И Аарон должен бросить жребий на двух козлов: один жребий для Господа (в подлиннике – Ихох) и один жребий для козла отпущения (Азазеля).
В Ветхом Завете Иегова проявляет все атрибуты старого Сатурна[1077], несмотря на всю метаморфозу из Адони в Элои и Бога Богов, Господа Господ[1078].
Иисуса искушает на горе дьявол, который сулит ему царства и славу, если он только падет и будет поклоняться ему [Матфей, IV, 8, 9]. Будду искушает Демон Васавартхи Мара, который говорит ему, когда тот уходит из отцовского дворца: «Умоляю тебя остаться, чтобы ты мог получить все почести, доступные тебе; не уходи, не уходи!» После отказа Гаутамы принять его предложения он скрипит зубами от ярости и грозит ему местью. Подобно Христу, Будда торжествует над дьяволом[1079].

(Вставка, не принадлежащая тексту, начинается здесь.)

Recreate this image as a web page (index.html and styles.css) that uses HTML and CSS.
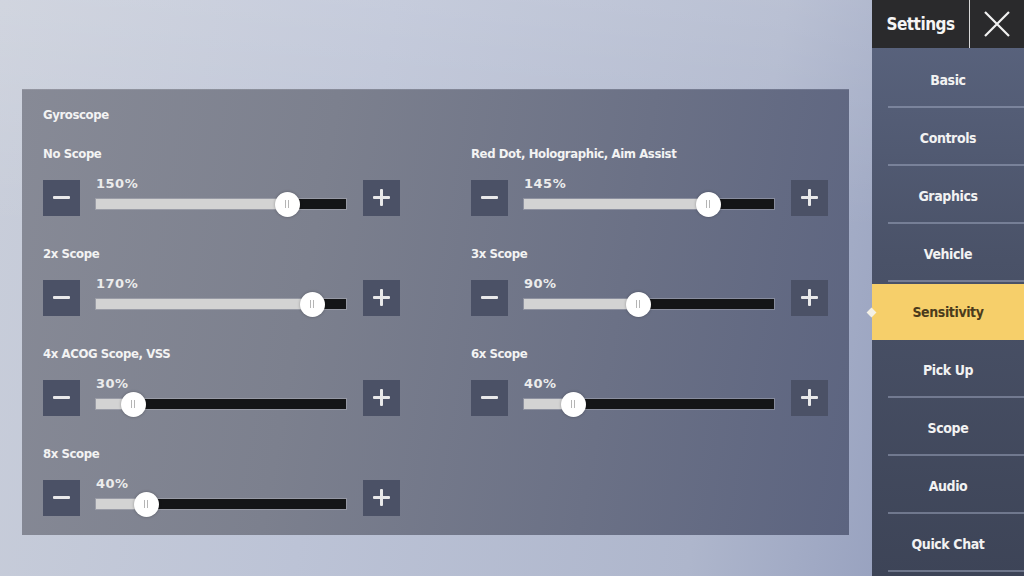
FILE: index.html
```html
<!DOCTYPE html>
<html lang="en">
<head>
    <meta charset="UTF-8">
    <meta name="viewport" content="width=device-width, initial-scale=1.0">
    <title>Settings - Sensitivity</title>
    <link rel="stylesheet" href="styles.css">
</head>
<body>
    <div class="main-area">
        <div class="sens-panel">
            <div class="panel-title">Gyroscope</div>
            <div class="sens-grid">
                <div class="sens-row">
                    <div class="sens-label">No Scope</div>
                    <div class="sens-control">
                        <button class="step-btn minus"><span></span></button>
                        <div class="slider">
                            <div class="slider-value">150%</div>
                            <div class="track"><div class="fill" style="width: 76.4%"></div><div class="thumb" style="left: 76.4%"></div></div>
                        </div>
                        <button class="step-btn plus"><span></span></button>
                    </div>
                </div>
                <div class="sens-row">
                    <div class="sens-label">Red Dot, Holographic, Aim Assist</div>
                    <div class="sens-control">
                        <button class="step-btn minus"><span></span></button>
                        <div class="slider">
                            <div class="slider-value">145%</div>
                            <div class="track"><div class="fill" style="width: 73.5%"></div><div class="thumb" style="left: 73.5%"></div></div>
                        </div>
                        <button class="step-btn plus"><span></span></button>
                    </div>
                </div>
                <div class="sens-row">
                    <div class="sens-label">2x Scope</div>
                    <div class="sens-control">
                        <button class="step-btn minus"><span></span></button>
                        <div class="slider">
                            <div class="slider-value">170%</div>
                            <div class="track"><div class="fill" style="width: 86.4%"></div><div class="thumb" style="left: 86.4%"></div></div>
                        </div>
                        <button class="step-btn plus"><span></span></button>
                    </div>
                </div>
                <div class="sens-row">
                    <div class="sens-label">3x Scope</div>
                    <div class="sens-control">
                        <button class="step-btn minus"><span></span></button>
                        <div class="slider">
                            <div class="slider-value">90%</div>
                            <div class="track"><div class="fill" style="width: 45.4%"></div><div class="thumb" style="left: 45.4%"></div></div>
                        </div>
                        <button class="step-btn plus"><span></span></button>
                    </div>
                </div>
                <div class="sens-row">
                    <div class="sens-label">4x ACOG Scope, VSS</div>
                    <div class="sens-control">
                        <button class="step-btn minus"><span></span></button>
                        <div class="slider">
                            <div class="slider-value">30%</div>
                            <div class="track"><div class="fill" style="width: 14.8%"></div><div class="thumb" style="left: 14.8%"></div></div>
                        </div>
                        <button class="step-btn plus"><span></span></button>
                    </div>
                </div>
                <div class="sens-row">
                    <div class="sens-label">6x Scope</div>
                    <div class="sens-control">
                        <button class="step-btn minus"><span></span></button>
                        <div class="slider">
                            <div class="slider-value">40%</div>
                            <div class="track"><div class="fill" style="width: 19.7%"></div><div class="thumb" style="left: 19.7%"></div></div>
                        </div>
                        <button class="step-btn plus"><span></span></button>
                    </div>
                </div>
                <div class="sens-row">
                    <div class="sens-label">8x Scope</div>
                    <div class="sens-control">
                        <button class="step-btn minus"><span></span></button>
                        <div class="slider">
                            <div class="slider-value">40%</div>
                            <div class="track"><div class="fill" style="width: 20%"></div><div class="thumb" style="left: 20%"></div></div>
                        </div>
                        <button class="step-btn plus"><span></span></button>
                    </div>
                </div>
            </div>
        </div>
    </div>

    <div class="sidebar">
        <div class="sidebar-head">
            <div class="head-title">Settings</div>
            <div class="head-close">
                <svg width="30" height="30" viewBox="0 0 30 30"><path d="M3 3 L27 27 M27 3 L3 27" stroke="#f2f2f2" stroke-width="2.2" fill="none"/></svg>
            </div>
        </div>
        <ul class="menu">
            <li>Basic</li>
            <li>Controls</li>
            <li>Graphics</li>
            <li>Vehicle</li>
            <li class="active">Sensitivity</li>
            <li>Pick Up</li>
            <li>Scope</li>
            <li>Audio</li>
            <li>Quick Chat</li>
        </ul>
    </div>
</body>
</html>
```

FILE: styles.css
```css
html, body {
    height: 100%;
}
body {
    margin: 0;
    display: flex;
    overflow: hidden;
    font-family: "DejaVu Sans Condensed", "DejaVu Sans", sans-serif;
    font-stretch: condensed;
    font-weight: bold;
    color: #f3f3f3;
    background:
        linear-gradient(180deg, rgba(255,255,255,0.15) 0%, rgba(255,255,255,0) 40%),
        linear-gradient(100deg, #c9ceda 0%, #bcc3d6 35%, #aeb6cc 70%, #8893b6 100%);
}
.main-area {
    flex: 1;
    padding: 89px 23px 0 22px;
}
.sens-panel {
    height: 446px;
    box-sizing: border-box;
    padding: 15px 21px 0 21px;
    background: linear-gradient(100deg, #878a96 0%, #7c808e 35%, #6b7186 70%, #5c6480 100%);
    border-top: 1px solid rgba(255,255,255,0.12);
}
.panel-title {
    font-size: 13px;
    letter-spacing: -0.4px;
    height: 20px;
    line-height: 20px;
    margin-bottom: 19px;
}
.sens-grid {
    display: grid;
    grid-template-columns: 357px 357px;
    column-gap: 71px;
    row-gap: 27px;
}
.sens-label {
    font-size: 13px;
    letter-spacing: -0.4px;
    height: 20px;
    line-height: 20px;
    margin-bottom: 16px;
    white-space: nowrap;
}
.sens-control {
    display: flex;
    align-items: flex-start;
    height: 37px;
}
.step-btn {
    width: 37px;
    height: 36px;
    border: none;
    padding: 0;
    background: #4b5166;
    position: relative;
    flex: none;
}
.step-btn span {
    position: absolute;
    left: 10px;
    top: 16px;
    width: 17px;
    height: 3px;
    background: #e9e9ea;
    border-radius: 1px;
}
.step-btn.plus span::after {
    content: "";
    position: absolute;
    left: 7px;
    top: -7px;
    width: 3px;
    height: 17px;
    background: #e9e9ea;
    border-radius: 1px;
}
.slider {
    width: 250px;
    margin: 0 17px 0 16px;
    flex: none;
}
.slider-value {
    font-family: "DejaVu Sans", sans-serif;
    font-stretch: normal;
    font-size: 13px;
    letter-spacing: 0.5px;
    height: 16px;
    line-height: 16px;
    margin-top: -4px;
    color: #ececec;
}
.track {
    position: relative;
    height: 10px;
    margin-top: 7px;
    background: #141517;
    box-shadow: 0 0 0 1px rgba(200,200,205,0.35);
}
.fill {
    height: 100%;
    background: #d3d3d3;
}
.thumb {
    position: absolute;
    top: 50%;
    width: 25px;
    height: 25px;
    margin: -12px 0 0 -12px;
    border-radius: 50%;
    background: #ffffff;
    box-shadow: 0 0 3px rgba(0,0,0,0.3);
}
.thumb::before,
.thumb::after {
    content: "";
    position: absolute;
    top: 8px;
    width: 1px;
    height: 8px;
    background: #b5b5b5;
}
.thumb::before {
    left: 10px;
}
.thumb::after {
    left: 13px;
}
.sidebar {
    width: 152px;
    flex: none;
    background: linear-gradient(180deg, #5b6580 0%, #4a5268 45%, #3d4457 100%);
}
.sidebar-head {
    display: flex;
    height: 48px;
    background: #2a2a2c;
}
.head-title {
    width: 97px;
    border-right: 1px solid #d8d8d8;
    text-align: center;
    line-height: 48px;
    font-size: 17px;
    letter-spacing: -0.5px;
    color: #f5f5f5;
}
.head-close {
    flex: 1;
    display: flex;
    align-items: center;
    justify-content: center;
}
.menu {
    list-style: none;
    margin: 0;
    padding: 0;
}
.menu li {
    position: relative;
    height: 58px;
    line-height: 60px;
    text-align: center;
    font-size: 14px;
    letter-spacing: -0.4px;
    color: #f2f2f2;
}
.menu li:first-child {
    height: 60px;
    line-height: 64px;
}
.menu li::after {
    content: "";
    position: absolute;
    left: 16px;
    right: 0;
    bottom: 0;
    height: 2px;
    background: rgba(170,180,205,0.45);
}
.menu li.active {
    background: #f6cf6a;
    color: #4b3b1c;
    margin-top: 2px;
    height: 56px;
    line-height: 57px;
}
.menu li.active::after {
    display: none;
}
.menu li.active::before {
    content: "";
    position: absolute;
    left: -4px;
    top: 25px;
    width: 7px;
    height: 7px;
    background: #f4f1e6;
    transform: rotate(45deg);
}
```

В вакхических мистериях освященная чаша, называемая чашей агафодемона, передавалась вокруг после ужина[1080]. Офический обряд такого же описания, очевидно, заимствован из этих мистерий. Причастие хлебом и вином фигурировало в культах почти всех сколько-нибудь значительных божеств[1081].
В связи с полумитраическим таинством, воспринятым маркозианами, другой гностической сектой, совершенно каббалистической и теургической, существует странное повествование, приводимое Епифанием в качестве иллюстрации искусности дьявола. При совершении их обряда причастия в братство приносили три вазы из тончайшего и прозрачнейшего хрусталя, которые наполняли белым вином. Пока церемония продолжалась, на виду у всех присутствующих это вино мгновенно превращалось в кроваво-красное, пурпурное, а затем в небесно-голубое.
«Затем маг, – говорит Епифаний, – передает одну из ваз женщине из братства и просит ее благословить ее. Когда это сделано, маг переливает содержимое этой вазы в другую вазу гораздо большего объема с молитвою: «Пусть милость Бога, который выше всего, непостижим и необъясним, наполнит твоего внутреннего человека и возрастит познание Его внутри тебя, посеяв горчичное семя в добрую землю»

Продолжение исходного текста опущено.